A 23-year-old woman from Owesat, about 15 miles southwest of Baghdad, shows U.S. soldiers where she claims she saw her brother dump the remains of two soldiers abducted May 12 near Yusufiyah. The soldiers, from the 101st Airborne Division, detained the man to investigate his role in the abduction, and three of his brothers for insurgent-related activities. (Erik Slavin / S&S)
OWESAT, Iraq — The village across the Euphrates River from Patrol Base Dragon isn’t large, but its location between two volatile centers in Iraq has put it on the map in the eyes of coalition forces.
Owesat and its surrounding farms comprise about 3-by-2 square miles, but the town lies 15 miles from Baghdad and about the same distance to Fallujah.
The town’s outlying desert is now the focus of the search for two 10th Mountain Division soldiers missing since May 12, after a local woman who identified several high-value insurgent targets pointed U.S. soldiers there.

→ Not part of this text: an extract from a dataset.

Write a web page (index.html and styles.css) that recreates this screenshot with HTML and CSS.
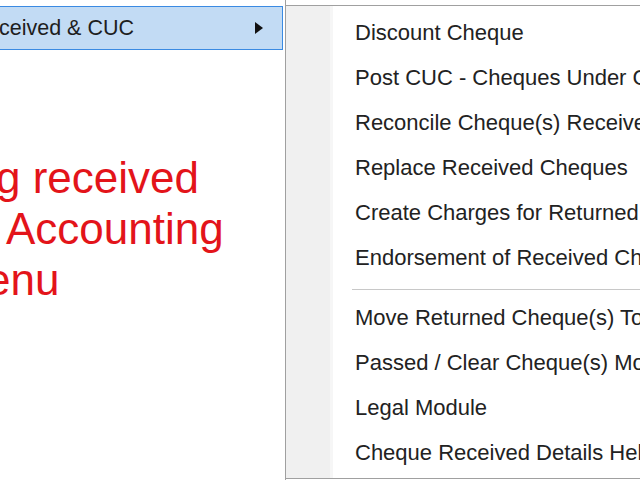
FILE: index.html
```html
<!DOCTYPE html>
<html>
<head>
<meta charset="utf-8">
<link rel="stylesheet" href="styles.css">
</head>
<body>
<div class="parent">
  <div class="pitem hl">
    <span class="plabel">ceived &amp; CUC</span>
    <span class="arrow"></span>
  </div>
  <div class="caption">
    <div class="cl l1">g received</div>
    <div class="cl l2">Accounting</div>
    <div class="cl l3">enu</div>
  </div>
</div>
<div class="submenu">
  <div class="mi">Discount Cheque</div>
  <div class="mi">Post CUC - Cheques Under Clearance</div>
  <div class="mi">Reconcile Cheque(s) Received</div>
  <div class="mi">Replace Received Cheques</div>
  <div class="mi">Create Charges for Returned Cheques</div>
  <div class="mi">Endorsement of Received Cheques</div>
  <div class="sep"></div>
  <div class="mi">Move Returned Cheque(s) To Legal</div>
  <div class="mi">Passed / Clear Cheque(s) Module</div>
  <div class="mi">Legal Module</div>
  <div class="mi">Cheque Received Details Help</div>
</div>
</body>
</html>
```
FILE: styles.css
```css
html, body {
  margin: 0;
  padding: 0;
}
body {
  width: 640px;
  height: 480px;
  overflow: hidden;
  background: #ffffff;
  display: flex;
  align-items: flex-start;
  font-family: "Liberation Sans", Arial, sans-serif;
}
.parent {
  flex: none;
  width: 285px;
  height: 480px;
  border-right: 1px solid #a0a0a0;
  background: #ffffff;
}
.pitem {
  display: flex;
  align-items: center;
  justify-content: space-between;
  box-sizing: border-box;
  width: 283px;
  height: 44px;
  margin-top: 6px;
  padding-right: 19px;
  font-size: 21.5px;
  line-height: 42px;
  color: #1e1e1e;
  white-space: nowrap;
}
.hl {
  background: #c2dbf4;
  border: 1px solid #3a8ae2;
  border-left: none;
}
.plabel {
  margin-left: -1px;
}
.arrow {
  width: 0;
  height: 0;
  border-left: 8px solid #111;
  border-top: 6px solid transparent;
  border-bottom: 6px solid transparent;
}
.caption {
  margin-top: 102px;
  color: #e3141a;
  font-size: 44px;
  line-height: 51px;
  white-space: nowrap;
}
.l1 { margin-left: -4px; }
.l2 { margin-left: 6px; }
.l3 { margin-left: -14px; }
.submenu {
  flex: none;
  box-sizing: border-box;
  width: 420px;
  height: 474px;
  margin-left: -1px;
  margin-top: 5px;
  padding: 4px 0 3px 0;
  border: 1px solid #a0a0a0;
  background: linear-gradient(to right, #f0f0f0 0, #f0f0f0 44px, #f6f6f6 44px, #f6f6f6 47px, #ffffff 47px);
}
.mi {
  height: 45px;
  line-height: 45px;
  padding-left: 69px;
  font-size: 22px;
  color: #222222;
  white-space: nowrap;
}
.sep {
  margin: 9px 0 4px 66px;
  height: 1px;
  border-bottom: 1px solid #ffffff;
  background: #c8c8c8;
}
```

But military planners from the 101st Airborne Division had targeted the town for tactical reasons as well.
It lies on the western flank of Patrol Base Dragon, with an abandoned power plant serving as the home of Task Force 3-187 and the 3rd Battalion, 187th Infantry Regiment.

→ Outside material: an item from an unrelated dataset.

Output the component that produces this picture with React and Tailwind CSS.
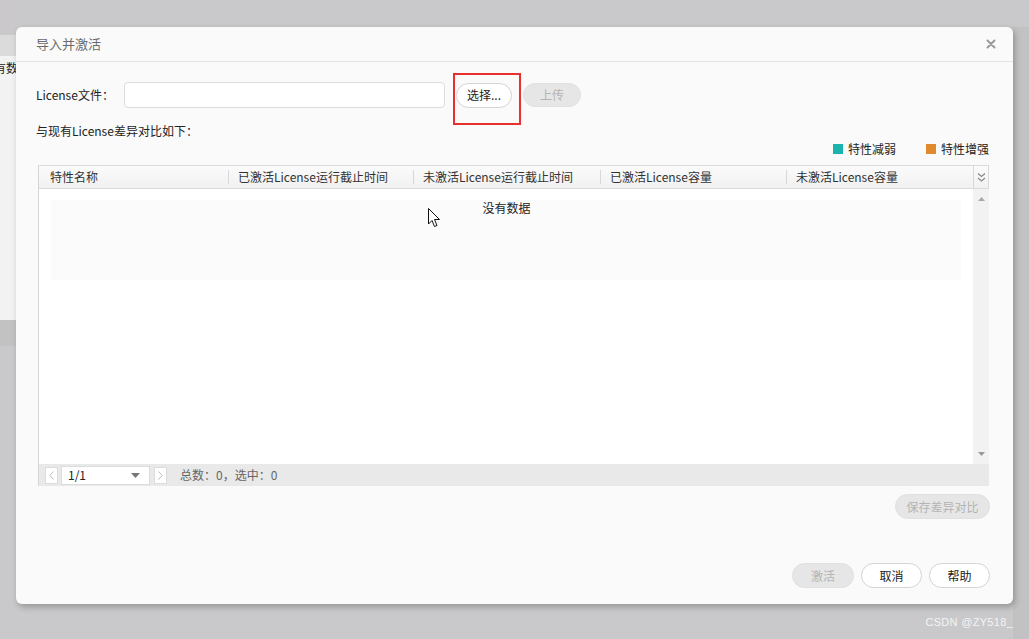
const font = { fontFamily: '"Noto Sans CJK SC", "Noto Sans", sans-serif' }

function Pill({ children, disabled, className = '' }) {
  return (
    <div
      className={`flex items-center justify-center rounded-full text-[12px] ${
        disabled
          ? 'bg-[#e6e6e6] text-[#b4b4b4] border border-[#e0e0e0]'
          : 'bg-white text-[#222] border border-[#d4d4d4]'
      } ${className}`}
    >
      {children}
    </div>
  )
}

const columns = [
  { label: '特性名称', w: 'w-[189px]' },
  { label: '已激活License运行截止时间', w: 'w-[185px]' },
  { label: '未激活License运行截止时间', w: 'w-[187px]' },
  { label: '已激活License容量', w: 'w-[186px]' },
  { label: '未激活License容量', w: 'w-[187px]' },
]

function App() {
  return (
    <div className="relative w-[1029px] h-[639px] overflow-hidden bg-[#c9c8ca]" style={font}>
      {/* page behind the modal */}
      <div className="flex flex-col w-[16px]">
        <div className="h-[35px] bg-[#cac8ca]" />
        <div className="h-[21px] bg-[#dcdbdc]" />
        <div className="h-[264px] bg-[#f2f2f2] pt-[3px] overflow-hidden">
          <div className="-ml-[6px] text-[12px] text-[#222] whitespace-nowrap">有数</div>
        </div>
        <div className="h-[26px] bg-[#c2c2c2]" />
      </div>
      <div className="absolute right-0 top-[27px] w-[16px] h-[612px] bg-[#c2c2c2]" />

      {/* modal */}
      <div className="absolute left-[16px] top-[27px] w-[997px] h-[577px] rounded-[6px] bg-[#fafafa] shadow-[2px_3px_6px_rgba(0,0,0,0.25)] flex flex-col">
        <div className="h-[35px] border-b border-[#e4e4e4] flex items-center justify-between pl-[20px] pr-[17px]">
          <span className="text-[13px] text-[#6a6a6a]">导入并激活</span>
          <svg width="10" height="10" viewBox="0 0 10 10">
            <path d="M1.5 1.5 L8.5 8.5 M8.5 1.5 L1.5 8.5" stroke="#9a9a9a" strokeWidth="2" strokeLinecap="round" />
          </svg>
        </div>

        <div className="flex items-center mt-[20px] h-[26px] pl-[20px]">
          <span className="w-[88px] text-[12px] text-[#222]">License文件：</span>
          <div className="w-[321px] h-[26px] bg-white border border-[#dcdcdc] rounded-[4px]" />
          <Pill className="ml-[11px] w-[56px] h-[25px]">选择...</Pill>
          <Pill disabled className="ml-[11px] w-[58px] h-[24px]">上传</Pill>
        </div>

        <div className="mt-[15px] pl-[20px] text-[12px] text-[#222] leading-[16px]">与现有License差异对比如下：</div>

        <div className="flex justify-end items-center gap-[30px] pr-[24px] mt-[2px] h-[16px] text-[12px] text-[#222]">
          <div className="flex items-center gap-[5px]">
            <span className="w-[10px] h-[10px] bg-[#1bb3ad]" />
            <span>特性减弱</span>
          </div>
          <div className="flex items-center gap-[5px]">
            <span className="w-[10px] h-[10px] bg-[#e0892d]" />
            <span>特性增强</span>
          </div>
        </div>

        {/* table */}
        <div className="ml-[22px] mt-[8px] w-[951px] h-[321px] flex flex-col border-l border-[#d6d6d6]">
          <div className="h-[24px] flex border border-l-0 border-[#dadada] bg-gradient-to-b from-[#fbfbfb] to-[#f1f1f1]">
            {columns.map((c, i) => (
              <div key={c.label} className={`${c.w} flex items-center text-[12px] text-[#333]`}>
                {i > 0 && <span className="w-px h-[14px] bg-[#d8d8d8]" />}
                <span className={i > 0 ? 'ml-[9px]' : 'ml-[11px]'}>{c.label}</span>
              </div>
            ))}
            <div className="flex-1 flex items-center justify-center border-l border-[#d8d8d8]">
              <svg width="9" height="11" viewBox="0 0 9 11">
                <path d="M1 1.5 L4.5 4.5 L8 1.5 M1 6 L4.5 9 L8 6" fill="none" stroke="#888" strokeWidth="1.2" />
              </svg>
            </div>
          </div>

          <div className="h-[275px] flex bg-white">
            <div className="flex-1 relative">
              <div className="absolute left-[12px] top-[11px] w-[910px] h-[80px] bg-[#fbfbfb]" />
              <div className="relative pt-[10px] text-center text-[12px] text-[#222] pl-[1px]">没有数据</div>
            </div>
            <div className="w-[16px] bg-[#f2f2f2] flex flex-col items-center justify-between py-[8px]">
              <svg width="7" height="4" viewBox="0 0 7 4"><path d="M0 4 L3.5 0 L7 4Z" fill="#aaa" /></svg>
              <svg width="7" height="4" viewBox="0 0 7 4"><path d="M0 0 L3.5 4 L7 0Z" fill="#999" /></svg>
            </div>
          </div>

          <div className="h-[22px] bg-[#e9e9e9] flex items-center pl-[6px] text-[12px]">
            <div className="w-[13px] h-[17px] bg-white border border-[#dcdcdc] flex items-center justify-center">
              <svg width="5" height="9" viewBox="0 0 5 9"><path d="M4.5 0.5 L0.8 4.5 L4.5 8.5" fill="none" stroke="#bbb" /></svg>
            </div>
            <div className="ml-[3px] w-[89px] h-[19px] bg-white border border-[#dcdcdc] flex items-center justify-between pl-[6px] pr-[9px] text-[#222]">
              <span>1/1</span>
              <svg width="9" height="5" viewBox="0 0 9 5"><path d="M0 0 L4.5 5 L9 0Z" fill="#777" /></svg>
            </div>
            <div className="ml-[4px] w-[13px] h-[17px] bg-white border border-[#dcdcdc] flex items-center justify-center">
              <svg width="5" height="9" viewBox="0 0 5 9"><path d="M0.5 0.5 L4.2 4.5 L0.5 8.5" fill="none" stroke="#bbb" /></svg>
            </div>
            <span className="ml-[13px] text-[#666]">总数：0，选中：0</span>
          </div>
        </div>

        <div className="flex justify-end pr-[23px] mt-[8px]">
          <Pill disabled className="w-[95px] h-[25px]">保存差异对比</Pill>
        </div>

        <div className="flex justify-end gap-[7px] pr-[23px] mt-[44px]">
          <Pill disabled className="w-[62px] h-[25px]">激活</Pill>
          <Pill className="w-[61px] h-[25px]">取消</Pill>
          <Pill className="w-[61px] h-[25px]">帮助</Pill>
        </div>

        {/* annotation box */}
        <div className="absolute left-[437px] top-[46px] w-[68px] h-[52px] border-2 border-[#e8302e]" />
      </div>

      {/* mouse cursor */}
      <svg className="absolute left-[428px] top-[208px]" width="13" height="20" viewBox="0 0 13 20">
        <path d="M0.5 0.5 L0.5 16 L4 12.5 L6.5 18.5 L9 17.5 L6.5 11.5 L11.5 11.5 Z" fill="#fff" stroke="#111" strokeWidth="1" strokeLinejoin="round" />
      </svg>

      <div className="absolute right-[16px] bottom-[9px] text-[11px] text-[#f4f4f4] tracking-[0.3px]" style={{ fontFamily: '"Liberation Sans", sans-serif' }}>
        CSDN @ZY518_
      </div>
    </div>
  )
}

export default App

Coalition forces have raided the town regularly for three years, but never left a permanent presence. Meanwhile, the town’s al-Qaida in Iraq connections grew, said 3-187 commander Lt. Col. Andrew Rohling.
“As we slowly choked off their other routes, the insurgents would use this more or less as a truck stop,” Rohling said.

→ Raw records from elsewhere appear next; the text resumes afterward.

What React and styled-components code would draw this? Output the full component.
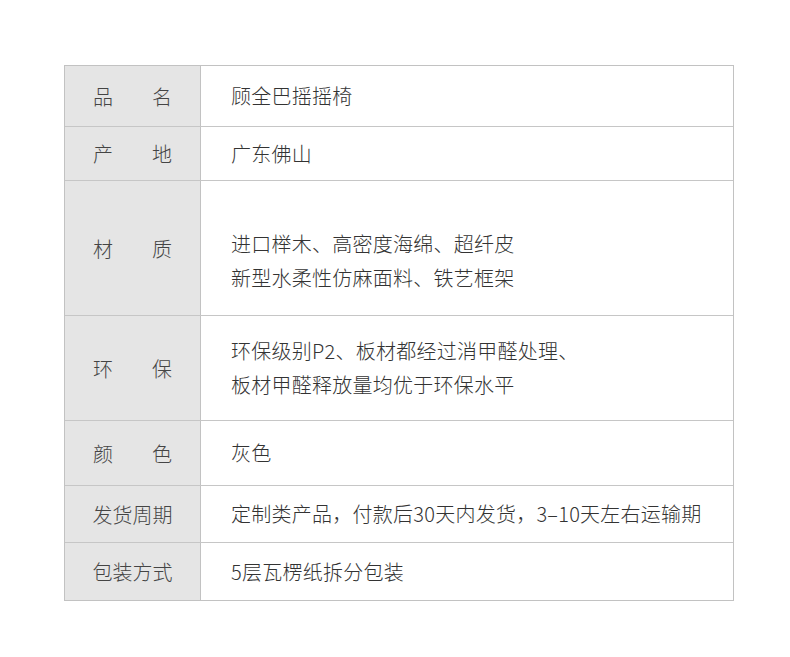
import React from 'react'
import styled, { createGlobalStyle } from 'styled-components'

const GlobalStyle = createGlobalStyle`
  body {
    margin: 0;
    background: #ffffff;
    font-family: "Noto Sans CJK SC", "Noto Sans", sans-serif;
  }
`

const Page = styled.div`
  width: 790px;
  height: 657px;
  padding: 65px 0 0 64px;
  box-sizing: border-box;
`

const Table = styled.div`
  width: 670px;
  border: 1px solid #c2c2c2;
  box-sizing: border-box;
`

const Row = styled.div`
  display: flex;
  height: ${p => p.h}px;
  border-top: ${p => (p.first ? 'none' : '1px solid #c6c6c6')};
  box-sizing: border-box;
`

const Label = styled.div`
  width: 136px;
  flex-shrink: 0;
  background: #e5e5e5;
  border-right: 1px solid #c2c2c2;
  display: flex;
  align-items: center;
  justify-content: ${p => (p.spread ? 'space-between' : 'center')};
  padding: ${p => (p.spread ? '0 28px' : '0')};
  box-sizing: border-box;
  font-size: 20px;
  font-weight: 300;
  white-space: nowrap;
  color: #444;
`

const Value = styled.div`
  flex: 1;
  display: flex;
  flex-direction: column;
  justify-content: center;
  padding-left: 30px;
  padding-top: ${p => p.pt || 0}px;
  font-size: 20px;
  font-weight: 300;
  line-height: 34px;
  color: #333;
  letter-spacing: 0.25px;
  white-space: nowrap;
`

const rows = [
  { label: ['品', '名'], value: ['顾全巴摇摇椅'], h: 60 },
  { label: ['产', '地'], value: ['广东佛山'], h: 54 },
  { label: ['材', '质'], value: ['进口榉木、高密度海绵、超纤皮', '新型水柔性仿麻面料、铁艺框架'], h: 135, pt: 26 },
  { label: ['环', '保'], value: ['环保级别P2、板材都经过消甲醛处理、', '板材甲醛释放量均优于环保水平'], h: 105 },
  { label: ['颜', '色'], value: ['灰色'], h: 65 },
  { label: '发货周期', value: ['定制类产品，付款后30天内发货，3–10天左右运输期'], h: 57 },
  { label: '包装方式', value: ['5层瓦楞纸拆分包装'], h: 58 },
]

const App = () => {
  return (
    <Page>
      <GlobalStyle />
      <Table>
        {rows.map((r, i) => (
          <Row key={i} h={r.h} first={i === 0}>
            {Array.isArray(r.label) ? (
              <Label spread>
                <span>{r.label[0]}</span>
                <span>{r.label[1]}</span>
              </Label>
            ) : (
              <Label>{r.label}</Label>
            )}
            <Value pt={r.pt}>
              {r.value.map((line, j) => (
                <div key={j}>{line}</div>
              ))}
            </Value>
          </Row>
        ))}
      </Table>
    </Page>
  )
}

export default App
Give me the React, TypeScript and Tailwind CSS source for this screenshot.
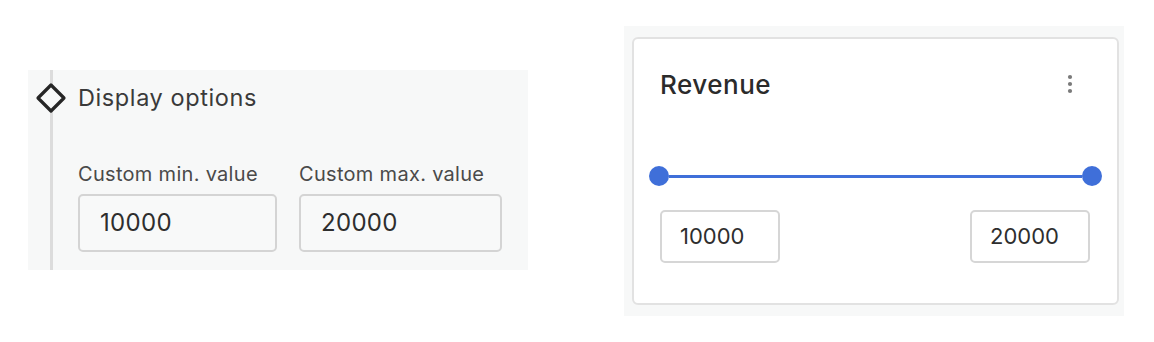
import React from "react";

function Diamond() {
    return (
        <svg width="32" height="32" viewBox="0 0 32 32" className="block">
            <path
                d="M16 3 L29 16 L16 29 L3 16 Z"
                fill="#f7f8f8"
                stroke="#262626"
                strokeWidth="3.2"
                strokeLinejoin="round"
            />
        </svg>
    );
}

function Kebab() {
    return (
        <svg width="6" height="20" viewBox="0 0 6 20" className="block">
            <circle cx="3" cy="3" r="2.1" fill="#7a7a7a" />
            <circle cx="3" cy="10" r="2.1" fill="#7a7a7a" />
            <circle cx="3" cy="17" r="2.1" fill="#7a7a7a" />
        </svg>
    );
}

function Field({ label, value, width }: { label: string; value: string; width: string }) {
    return (
        <div className={`flex flex-col ${width}`}>
            <label className="text-[20px] leading-[24px] text-[#4a4a4a] tracking-[0.3px] whitespace-nowrap">{label}</label>
            <div className="mt-[8px] h-[58px] rounded-[5px] border-2 border-[#d4d4d4] bg-[#f8f9f9] flex items-center pl-[20px] text-[24px] text-[#2e2e2e] tracking-[0.3px]">
                {value}
            </div>
        </div>
    );
}

export default function App() {
    return (
        <div className="w-[1154px] h-[342px] bg-white flex items-start font-['Inter','Liberation_Sans',sans-serif]">
            {/* display options panel */}
            <div className="ml-[28px] mt-[70px] w-[500px] h-[200px] bg-[#f7f8f8] pl-[22px]">
                <div className="relative h-full border-l-[3px] border-[#dcdcdc] pl-[25px] pt-[14px]">
                    <div className="absolute left-[-18px] top-[12px]">
                        <Diamond />
                    </div>
                    <div className="h-[28px] flex items-center text-[23.5px] text-[#3a3a3a] tracking-[0.6px]">
                        Display options
                    </div>
                    <div className="mt-[50px] flex gap-[22px]">
                        <Field label="Custom min. value" value="10000" width="w-[199px]" />
                        <Field label="Custom max. value" value="20000" width="w-[203px]" />
                    </div>
                </div>
            </div>

            {/* revenue card */}
            <div className="ml-[96px] mt-[26px] w-[500px] h-[290px] bg-[#f7f8f8] pl-[8px] pr-[5px] py-[11px]">
                <div className="h-full rounded-[6px] border-2 border-[#e2e2e2] bg-white flex flex-col">
                    <div className="mt-[30px] pl-[26px] pr-[44px] flex items-center justify-between h-[30px]">
                        <span className="text-[26px] font-medium text-[#2b2b2b] tracking-[0.5px]">Revenue</span>
                        <Kebab />
                    </div>
                    <div className="mt-[67px] px-[15px] flex items-center">
                        <div className="w-[20px] h-[20px] rounded-full bg-[#3f6fd9] shrink-0" />
                        <div className="flex-1 h-[3px] bg-[#3f6fd9]" />
                        <div className="w-[20px] h-[20px] rounded-full bg-[#3f6fd9] shrink-0" />
                    </div>
                    <div className="mt-[24px] pl-[26px] pr-[27px] flex justify-between">
                        <div className="w-[120px] h-[53px] rounded-[5px] border-2 border-[#d6d6d6] flex items-center pl-[18px] text-[22px] text-[#2e2e2e]">
                            10000
                        </div>
                        <div className="w-[120px] h-[53px] rounded-[5px] border-2 border-[#d6d6d6] flex items-center pl-[18px] text-[22px] text-[#2e2e2e]">
                            20000
                        </div>
                    </div>
                </div>
            </div>
        </div>
    );
}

Soldiers have slogged through several miles of farms and sand dunes since Friday’s aerial landing, rooting out weapons and insurgent communications devices.
“Two-foot-deep mud is awesome,” said Pfc. Josh Elmore of Hackett, Ark., who stepped in his share of it while advancing on a farmhouse that had been filled with bombs before soldiers blew it up Sunday.
Other soldiers are taking pictures and gathering information on the town’s residents in advance of operations for Patrol Base Kemple, which began full-scale construction Sunday and is linked by a pontoon bridge to Patrol Base Dragon.
The new base is named after Cpl. Andrew Kemple, a 3-187 soldier who died in a sniper attack in Tikrit on Feb. 12, 2006.
The entry into Owesat was less dangerous than some soldiers expected, they said. However, soldiers were attacked in a Sunday firefight near a school that U.S. soldiers are using as a temporary base.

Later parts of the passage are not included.